Hints for installing Numpy/Scipy (with ATLAS) on Ubuntu:

GFORTRAN

       $ sudo apt-get install gfortran

ATLAS

       $ sudo apt-get install libatlas-base-dev

NUMPY
To compile the numpy and scipy code from source you'll need python-dev:

       $ apt-get install python-dev
    

Then to install numpy, from the numpy source directory:

       $ python setup.py build --fcompiler=gnu95
       $ sudo python setup.py install

SCIPY
From the scipy source directory:

       $ python setup.py build --fcompiler=gnu95
       $ sudo python setup.py install

SEMMOD

       $ cd [your path]/semmod
       $ tar zxf semmod-1.7.tar.gz
       $ cd semmod-1.7
       $ sudo python setup.py install

Installation Problems

Running 64-bit Linux?

By default SEMMOD comes with C modules compiled for 32-bit Linux systems. If you are running a 64-bit system then you will need to run the setup.py scripts in the following directories with the command line "python setup.py":

  [your install directory]/semmod-1.7/semmod/spsvd/setup.py
  [your install directory]/semmod-1.7/semmod/csm/setup.py
  [your install directory]/semmod-1.7/semmod/spnmf/setup.py
  [your install directory]/semmod-1.7/semmod/topics/setup.py

Note: Do this before you run the main installation script contained in:

  [your install directory]/semmod-1.7/setup.py

Papers

Stone, B. & Dennis, S. (2011). Semantic models and corpora choice when using semantic fields to predict eye movement on web pages. International Journal of Human-Computer Studies. 69 (11), 720-740. [HTML]

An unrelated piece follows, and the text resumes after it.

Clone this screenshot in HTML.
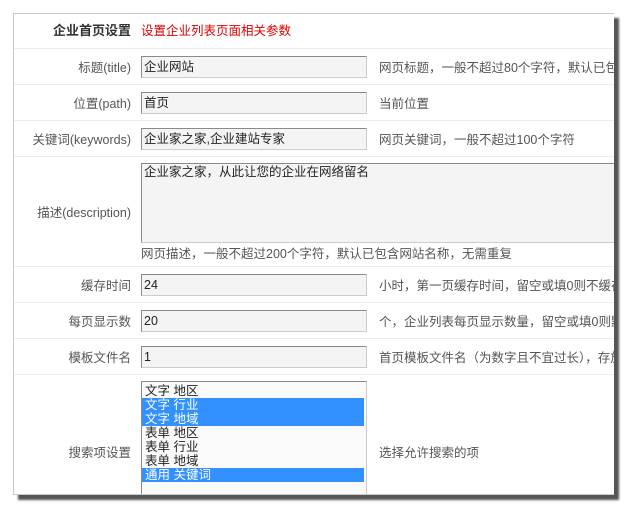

Stone, B., Dennis, S., & Kwantes, P. J. (2011). Comparing Methods for Single Paragraph Similarity Analysis. Topics in Cognitive Science, 3 (1), 92-122. [HTML]

Stone, B., Dennis, S. & P. J. Kwantes (2008). A Systematic Comparison of Semantic Models on Human Similarity Rating Data: The effectiveness of subspacing. The Proceedings of the Thirtieth Conference of the Cognitive Science Society.. [PDF].